Skip every image and restate the data word for word.

───── Supplied material

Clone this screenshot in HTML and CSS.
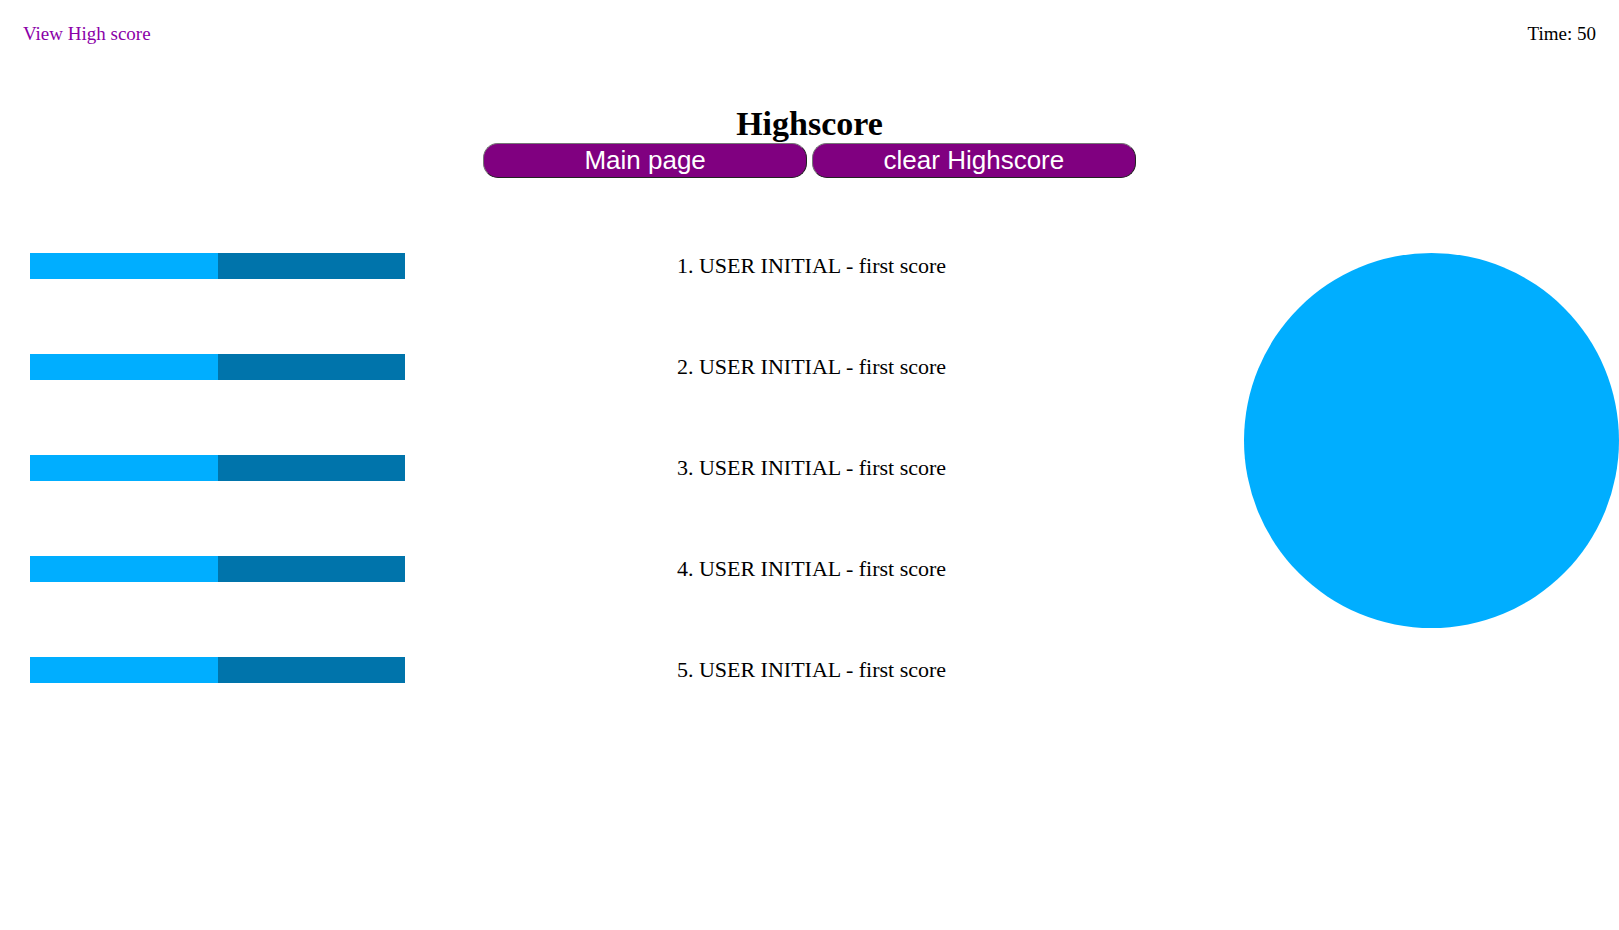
FILE: index.html
```html
<!DOCTYPE html>
<html lang="en">
<head>
<meta charset="utf-8">
<title>Highscore</title>
<link rel="stylesheet" href="styles.css">
</head>
<body>
<header class="topbar">
  <a class="score-link" href="#scores">View High score</a>
  <span>Time: 50</span>
</header>
<main>
  <section class="intro">
    <h1 class="title">Highscore</h1>
    <div class="actions">
      <button class="button" type="button">Main page</button>
      <button class="button" type="button">clear Highscore</button>
    </div>
  </section>
  <section class="board" id="scores">
    <div class="bars">
      <div class="bar"><div class="bar-fill"></div></div>
      <div class="bar"><div class="bar-fill"></div></div>
      <div class="bar"><div class="bar-fill"></div></div>
      <div class="bar"><div class="bar-fill"></div></div>
      <div class="bar"><div class="bar-fill"></div></div>
    </div>
    <ol class="scores">
      <li>USER INITIAL - first score</li>
      <li>USER INITIAL - first score</li>
      <li>USER INITIAL - first score</li>
      <li>USER INITIAL - first score</li>
      <li>USER INITIAL - first score</li>
    </ol>
    <div class="circle"></div>
  </section>
</main>
</body>
</html>
```
FILE: styles.css
```css
* {
  box-sizing: border-box;
}

body {
  margin: 0;
  background: #fff;
  color: #000;
  font-family: "Liberation Serif", "Times New Roman", serif;
}

.topbar {
  display: flex;
  justify-content: space-between;
  padding: 24px 23px;
  font-size: 19px;
  line-height: 20px;
}

.score-link {
  color: #8b00a8;
  text-decoration: none;
}

.intro {
  padding-top: 36px;
  text-align: center;
}

.title {
  margin: 0;
  font-size: 34px;
  line-height: 39px;
}

.actions {
  display: flex;
  justify-content: center;
  gap: 5px;
}

.button {
  width: 20%;
  padding: 1px 6px;
  border: 1px solid;
  border-color: #767676 #212121 #212121 #767676;
  border-radius: 15px;
  background: #800080;
  color: #fff;
  font-family: "Liberation Sans", Arial, sans-serif;
  font-size: 26px;
  line-height: 31px;
}

.board {
  display: grid;
  grid-template-columns: 1fr auto 1fr;
  align-items: start;
  padding-top: 75px;
}

.bars,
.scores {
  display: grid;
  gap: 75px;
  margin: 0;
}

.bars {
  padding-left: 30px;
}

.bar {
  width: 375px;
  height: 26px;
  background: #0074ab;
}

.bar-fill {
  width: 50%;
  height: 100%;
  background: #00aeff;
}

.scores {
  padding-left: 26px;
  font-size: 22px;
  line-height: 26px;
}

.circle {
  justify-self: end;
  width: 375px;
  height: 375px;
  border-radius: 50%;
  background: #00aeff;
}
```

──────────

[Final answer]
Clone this screenshot in HTML and CSS.
FILE: index.html
```html
<!DOCTYPE html>
<html lang="en">
<head>
<meta charset="utf-8">
<title>Highscore</title>
<link rel="stylesheet" href="styles.css">
</head>
<body>
<header class="topbar">
  <a class="score-link" href="#scores">View High score</a>
  <span>Time: 50</span>
</header>
<main>
  <section class="intro">
    <h1 class="title">Highscore</h1>
    <div class="actions">
      <button class="button" type="button">Main page</button>
      <button class="button" type="button">clear Highscore</button>
    </div>
  </section>
  <section class="board" id="scores">
    <div class="bars">
      <div class="bar"><div class="bar-fill"></div></div>
      <div class="bar"><div class="bar-fill"></div></div>
      <div class="bar"><div class="bar-fill"></div></div>
      <div class="bar"><div class="bar-fill"></div></div>
      <div class="bar"><div class="bar-fill"></div></div>
    </div>
    <ol class="scores">
      <li>USER INITIAL - first score</li>
      <li>USER INITIAL - first score</li>
      <li>USER INITIAL - first score</li>
      <li>USER INITIAL - first score</li>
      <li>USER INITIAL - first score</li>
    </ol>
    <div class="circle"></div>
  </section>
</main>
</body>
</html>
```
FILE: styles.css
```css
* {
  box-sizing: border-box;
}

body {
  margin: 0;
  background: #fff;
  color: #000;
  font-family: "Liberation Serif", "Times New Roman", serif;
}

.topbar {
  display: flex;
  justify-content: space-between;
  padding: 24px 23px;
  font-size: 19px;
  line-height: 20px;
}

.score-link {
  color: #8b00a8;
  text-decoration: none;
}

.intro {
  padding-top: 36px;
  text-align: center;
}

.title {
  margin: 0;
  font-size: 34px;
  line-height: 39px;
}

.actions {
  display: flex;
  justify-content: center;
  gap: 5px;
}

.button {
  width: 20%;
  padding: 1px 6px;
  border: 1px solid;
  border-color: #767676 #212121 #212121 #767676;
  border-radius: 15px;
  background: #800080;
  color: #fff;
  font-family: "Liberation Sans", Arial, sans-serif;
  font-size: 26px;
  line-height: 31px;
}

.board {
  display: grid;
  grid-template-columns: 1fr auto 1fr;
  align-items: start;
  padding-top: 75px;
}

.bars,
.scores {
  display: grid;
  gap: 75px;
  margin: 0;
}

.bars {
  padding-left: 30px;
}

.bar {
  width: 375px;
  height: 26px;
  background: #0074ab;
}

.bar-fill {
  width: 50%;
  height: 100%;
  background: #00aeff;
}

.scores {
  padding-left: 26px;
  font-size: 22px;
  line-height: 26px;
}

.circle {
  justify-self: end;
  width: 375px;
  height: 375px;
  border-radius: 50%;
  background: #00aeff;
}
```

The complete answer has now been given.